Leave out the pictures; transcribe all else exactly.

── SUPPLIED INFORMATION ──

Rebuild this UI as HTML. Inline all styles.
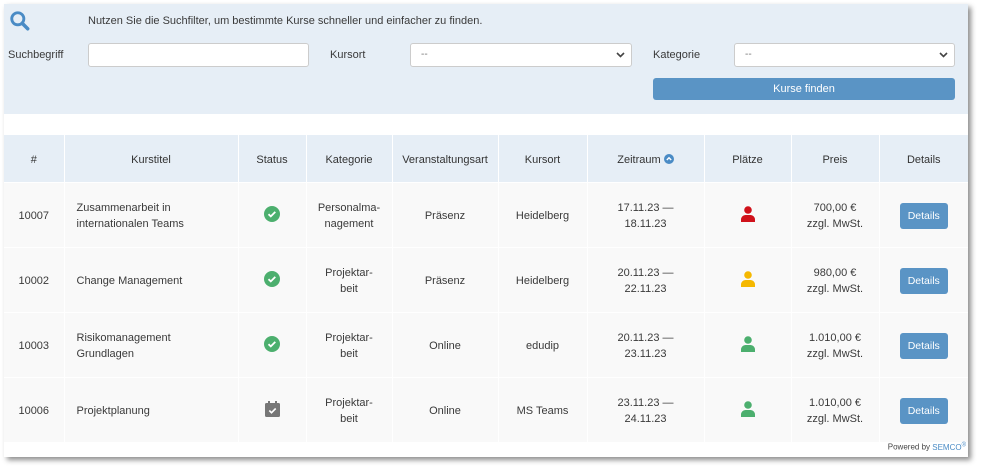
<!DOCTYPE html>
<html><head><meta charset="utf-8"><style>
*{box-sizing:border-box;margin:0;padding:0}
body{width:982px;height:470px;background:#fff;font-family:"Liberation Sans",sans-serif;font-size:11px;color:#3a3a3a;position:relative;overflow:hidden}
.card{position:absolute;left:4px;top:4px;width:964px;height:453px;background:#fff;box-shadow:3px 3px 5px rgba(0,0,0,.45)}
.panel{position:absolute;left:0;top:0;width:964px;height:110px;background:#e6eef6}
.a{position:absolute}
.inp{position:absolute;height:24px;background:#fff;border:1px solid #ccc;border-radius:3px;font-size:10px;color:#777;padding:5px 10px}
.inp svg{position:absolute;right:6px;top:8px}
.btn{position:absolute;background:#5a94c5;color:#fff;border-radius:3px;text-align:center;font-size:11px}
table{position:absolute;left:0;top:131px;width:964px;border-collapse:collapse}
th{background:#e6eef6;height:47px;padding-top:3px;font-weight:normal;color:#333;border-left:1px solid #fff;font-size:11px}
td{background:#f9f9f9;height:65px;padding-top:3px;text-align:center;border-left:1px solid #fff;border-top:1px solid #fff;line-height:16px;color:#3a3a3a}
th:first-child,td:first-child{border-left:none}
td.l{text-align:left;padding-left:12px}
.d{display:inline-block;background:#5a94c5;color:#fff;border-radius:3px;padding:5px 8px;font-size:10.5px}
</style></head><body>
<div class="card">
<div class="panel">
<svg class="a" style="left:5px;top:6px" width="22" height="22" viewBox="0 0 20 20"><circle cx="8" cy="8" r="5.5" fill="none" stroke="#4a8bc5" stroke-width="2.6"/><line x1="12" y1="12" x2="17" y2="17" stroke="#4a8bc5" stroke-width="3.2" stroke-linecap="round"/></svg>
<div class="a" style="left:84px;top:11px">Nutzen Sie die Suchfilter, um bestimmte Kurse schneller und einfacher zu finden.</div>
<div class="a" style="left:4px;top:45px">Suchbegriff</div>
<div class="inp" style="left:84px;top:39px;width:221px"></div>
<div class="a" style="left:326px;top:45px">Kursort</div>
<div class="inp" style="left:406px;top:39px;width:222px">--<svg width="9" height="6" viewBox="0 0 9 6"><path d="M1 1l3.5 3.5L8 1" fill="none" stroke="#444" stroke-width="1.6"/></svg></div>
<div class="a" style="left:649px;top:45px">Kategorie</div>
<div class="inp" style="left:730px;top:39px;width:221px">--<svg width="9" height="6" viewBox="0 0 9 6"><path d="M1 1l3.5 3.5L8 1" fill="none" stroke="#444" stroke-width="1.6"/></svg></div>
<div class="btn" style="left:649px;top:74px;width:302px;height:22px;line-height:22px">Kurse finden</div>
</div>
<table>
<tr><th style="width:60px">#</th><th style="width:174px">Kurstitel</th><th style="width:68px">Status</th><th style="width:86px">Kategorie</th><th style="width:106px">Veranstaltungsart</th><th style="width:89px">Kursort</th><th style="width:117px">Zeitraum <svg width="10" height="10" viewBox="0 0 10 10" style="vertical-align:-1px"><circle cx="5" cy="5" r="5" fill="#4a8bc5"/><path d="M2.8 6l2.2-2.2L7.2 6" fill="none" stroke="#fff" stroke-width="1.4"/></svg></th><th style="width:87px">Plätze</th><th style="width:88px">Preis</th><th>Details</th></tr>
<tr><td>10007</td><td class="l">Zusammenarbeit in<br>internationalen Teams</td><td><svg width="16" height="16"><circle cx="8" cy="8" r="8" fill="#4caf6e"/><path d="M4.5 8.2l2.3 2.2 4.5-4.5" fill="none" stroke="#fff" stroke-width="1.8"/></svg></td><td>Personalma-<br>nagement</td><td>Präsenz</td><td>Heidelberg</td><td>17.11.23 —<br>18.11.23</td><td><svg width="14" height="16"><circle cx="7" cy="4" r="3.8" fill="#d0121b"/><path d="M0 16v-2.5a4.5 4.5 0 0 1 4.5-4.5h5a4.5 4.5 0 0 1 4.5 4.5V16z" fill="#d0121b"/></svg></td><td>700,00 €<br>zzgl. MwSt.</td><td><span class="d">Details</span></td></tr>
<tr><td>10002</td><td class="l">Change Management</td><td><svg width="16" height="16"><circle cx="8" cy="8" r="8" fill="#4caf6e"/><path d="M4.5 8.2l2.3 2.2 4.5-4.5" fill="none" stroke="#fff" stroke-width="1.8"/></svg></td><td>Projektar-<br>beit</td><td>Präsenz</td><td>Heidelberg</td><td>20.11.23 —<br>22.11.23</td><td><svg width="14" height="16"><circle cx="7" cy="4" r="3.8" fill="#f5b800"/><path d="M0 16v-2.5a4.5 4.5 0 0 1 4.5-4.5h5a4.5 4.5 0 0 1 4.5 4.5V16z" fill="#f5b800"/></svg></td><td>980,00 €<br>zzgl. MwSt.</td><td><span class="d">Details</span></td></tr>
<tr><td>10003</td><td class="l">Risikomanagement<br>Grundlagen</td><td><svg width="16" height="16"><circle cx="8" cy="8" r="8" fill="#4caf6e"/><path d="M4.5 8.2l2.3 2.2 4.5-4.5" fill="none" stroke="#fff" stroke-width="1.8"/></svg></td><td>Projektar-<br>beit</td><td>Online</td><td>edudip</td><td>20.11.23 —<br>23.11.23</td><td><svg width="14" height="16"><circle cx="7" cy="4" r="3.8" fill="#4caf6e"/><path d="M0 16v-2.5a4.5 4.5 0 0 1 4.5-4.5h5a4.5 4.5 0 0 1 4.5 4.5V16z" fill="#4caf6e"/></svg></td><td>1.010,00 €<br>zzgl. MwSt.</td><td><span class="d">Details</span></td></tr>
<tr><td>10006</td><td class="l">Projektplanung</td><td><svg width="15" height="16"><rect x="3" y="0" width="2" height="4" fill="#777"/><rect x="10" y="0" width="2" height="4" fill="#777"/><rect x="0" y="2" width="15" height="14" rx="1.5" fill="#777"/><path d="M4.3 9.5l2.2 2.2 4.2-4.2" fill="none" stroke="#fff" stroke-width="1.6"/></svg></td><td>Projektar-<br>beit</td><td>Online</td><td>MS Teams</td><td>23.11.23 —<br>24.11.23</td><td><svg width="14" height="16"><circle cx="7" cy="4" r="3.8" fill="#4caf6e"/><path d="M0 16v-2.5a4.5 4.5 0 0 1 4.5-4.5h5a4.5 4.5 0 0 1 4.5 4.5V16z" fill="#4caf6e"/></svg></td><td>1.010,00 €<br>zzgl. MwSt.</td><td><span class="d">Details</span></td></tr>
</table>
<div class="a" style="right:2px;top:438px;font-size:8px;color:#444">Powered by <span style="color:#4a8bc5">SEMCO<sup style="font-size:6px">®</sup></span></div>
</div>
</body></html>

───

§ PROBLEM SOLUTION:
Rebuild this UI as HTML. Inline all styles.
<!DOCTYPE html>
<html><head><meta charset="utf-8"><style>
*{box-sizing:border-box;margin:0;padding:0}
body{width:982px;height:470px;background:#fff;font-family:"Liberation Sans",sans-serif;font-size:11px;color:#3a3a3a;position:relative;overflow:hidden}
.card{position:absolute;left:4px;top:4px;width:964px;height:453px;background:#fff;box-shadow:3px 3px 5px rgba(0,0,0,.45)}
.panel{position:absolute;left:0;top:0;width:964px;height:110px;background:#e6eef6}
.a{position:absolute}
.inp{position:absolute;height:24px;background:#fff;border:1px solid #ccc;border-radius:3px;font-size:10px;color:#777;padding:5px 10px}
.inp svg{position:absolute;right:6px;top:8px}
.btn{position:absolute;background:#5a94c5;color:#fff;border-radius:3px;text-align:center;font-size:11px}
table{position:absolute;left:0;top:131px;width:964px;border-collapse:collapse}
th{background:#e6eef6;height:47px;padding-top:3px;font-weight:normal;color:#333;border-left:1px solid #fff;font-size:11px}
td{background:#f9f9f9;height:65px;padding-top:3px;text-align:center;border-left:1px solid #fff;border-top:1px solid #fff;line-height:16px;color:#3a3a3a}
th:first-child,td:first-child{border-left:none}
td.l{text-align:left;padding-left:12px}
.d{display:inline-block;background:#5a94c5;color:#fff;border-radius:3px;padding:5px 8px;font-size:10.5px}
</style></head><body>
<div class="card">
<div class="panel">
<svg class="a" style="left:5px;top:6px" width="22" height="22" viewBox="0 0 20 20"><circle cx="8" cy="8" r="5.5" fill="none" stroke="#4a8bc5" stroke-width="2.6"/><line x1="12" y1="12" x2="17" y2="17" stroke="#4a8bc5" stroke-width="3.2" stroke-linecap="round"/></svg>
<div class="a" style="left:84px;top:11px">Nutzen Sie die Suchfilter, um bestimmte Kurse schneller und einfacher zu finden.</div>
<div class="a" style="left:4px;top:45px">Suchbegriff</div>
<div class="inp" style="left:84px;top:39px;width:221px"></div>
<div class="a" style="left:326px;top:45px">Kursort</div>
<div class="inp" style="left:406px;top:39px;width:222px">--<svg width="9" height="6" viewBox="0 0 9 6"><path d="M1 1l3.5 3.5L8 1" fill="none" stroke="#444" stroke-width="1.6"/></svg></div>
<div class="a" style="left:649px;top:45px">Kategorie</div>
<div class="inp" style="left:730px;top:39px;width:221px">--<svg width="9" height="6" viewBox="0 0 9 6"><path d="M1 1l3.5 3.5L8 1" fill="none" stroke="#444" stroke-width="1.6"/></svg></div>
<div class="btn" style="left:649px;top:74px;width:302px;height:22px;line-height:22px">Kurse finden</div>
</div>
<table>
<tr><th style="width:60px">#</th><th style="width:174px">Kurstitel</th><th style="width:68px">Status</th><th style="width:86px">Kategorie</th><th style="width:106px">Veranstaltungsart</th><th style="width:89px">Kursort</th><th style="width:117px">Zeitraum <svg width="10" height="10" viewBox="0 0 10 10" style="vertical-align:-1px"><circle cx="5" cy="5" r="5" fill="#4a8bc5"/><path d="M2.8 6l2.2-2.2L7.2 6" fill="none" stroke="#fff" stroke-width="1.4"/></svg></th><th style="width:87px">Plätze</th><th style="width:88px">Preis</th><th>Details</th></tr>
<tr><td>10007</td><td class="l">Zusammenarbeit in<br>internationalen Teams</td><td><svg width="16" height="16"><circle cx="8" cy="8" r="8" fill="#4caf6e"/><path d="M4.5 8.2l2.3 2.2 4.5-4.5" fill="none" stroke="#fff" stroke-width="1.8"/></svg></td><td>Personalma-<br>nagement</td><td>Präsenz</td><td>Heidelberg</td><td>17.11.23 —<br>18.11.23</td><td><svg width="14" height="16"><circle cx="7" cy="4" r="3.8" fill="#d0121b"/><path d="M0 16v-2.5a4.5 4.5 0 0 1 4.5-4.5h5a4.5 4.5 0 0 1 4.5 4.5V16z" fill="#d0121b"/></svg></td><td>700,00 €<br>zzgl. MwSt.</td><td><span class="d">Details</span></td></tr>
<tr><td>10002</td><td class="l">Change Management</td><td><svg width="16" height="16"><circle cx="8" cy="8" r="8" fill="#4caf6e"/><path d="M4.5 8.2l2.3 2.2 4.5-4.5" fill="none" stroke="#fff" stroke-width="1.8"/></svg></td><td>Projektar-<br>beit</td><td>Präsenz</td><td>Heidelberg</td><td>20.11.23 —<br>22.11.23</td><td><svg width="14" height="16"><circle cx="7" cy="4" r="3.8" fill="#f5b800"/><path d="M0 16v-2.5a4.5 4.5 0 0 1 4.5-4.5h5a4.5 4.5 0 0 1 4.5 4.5V16z" fill="#f5b800"/></svg></td><td>980,00 €<br>zzgl. MwSt.</td><td><span class="d">Details</span></td></tr>
<tr><td>10003</td><td class="l">Risikomanagement<br>Grundlagen</td><td><svg width="16" height="16"><circle cx="8" cy="8" r="8" fill="#4caf6e"/><path d="M4.5 8.2l2.3 2.2 4.5-4.5" fill="none" stroke="#fff" stroke-width="1.8"/></svg></td><td>Projektar-<br>beit</td><td>Online</td><td>edudip</td><td>20.11.23 —<br>23.11.23</td><td><svg width="14" height="16"><circle cx="7" cy="4" r="3.8" fill="#4caf6e"/><path d="M0 16v-2.5a4.5 4.5 0 0 1 4.5-4.5h5a4.5 4.5 0 0 1 4.5 4.5V16z" fill="#4caf6e"/></svg></td><td>1.010,00 €<br>zzgl. MwSt.</td><td><span class="d">Details</span></td></tr>
<tr><td>10006</td><td class="l">Projektplanung</td><td><svg width="15" height="16"><rect x="3" y="0" width="2" height="4" fill="#777"/><rect x="10" y="0" width="2" height="4" fill="#777"/><rect x="0" y="2" width="15" height="14" rx="1.5" fill="#777"/><path d="M4.3 9.5l2.2 2.2 4.2-4.2" fill="none" stroke="#fff" stroke-width="1.6"/></svg></td><td>Projektar-<br>beit</td><td>Online</td><td>MS Teams</td><td>23.11.23 —<br>24.11.23</td><td><svg width="14" height="16"><circle cx="7" cy="4" r="3.8" fill="#4caf6e"/><path d="M0 16v-2.5a4.5 4.5 0 0 1 4.5-4.5h5a4.5 4.5 0 0 1 4.5 4.5V16z" fill="#4caf6e"/></svg></td><td>1.010,00 €<br>zzgl. MwSt.</td><td><span class="d">Details</span></td></tr>
</table>
<div class="a" style="right:2px;top:438px;font-size:8px;color:#444">Powered by <span style="color:#4a8bc5">SEMCO<sup style="font-size:6px">®</sup></span></div>
</div>
</body></html>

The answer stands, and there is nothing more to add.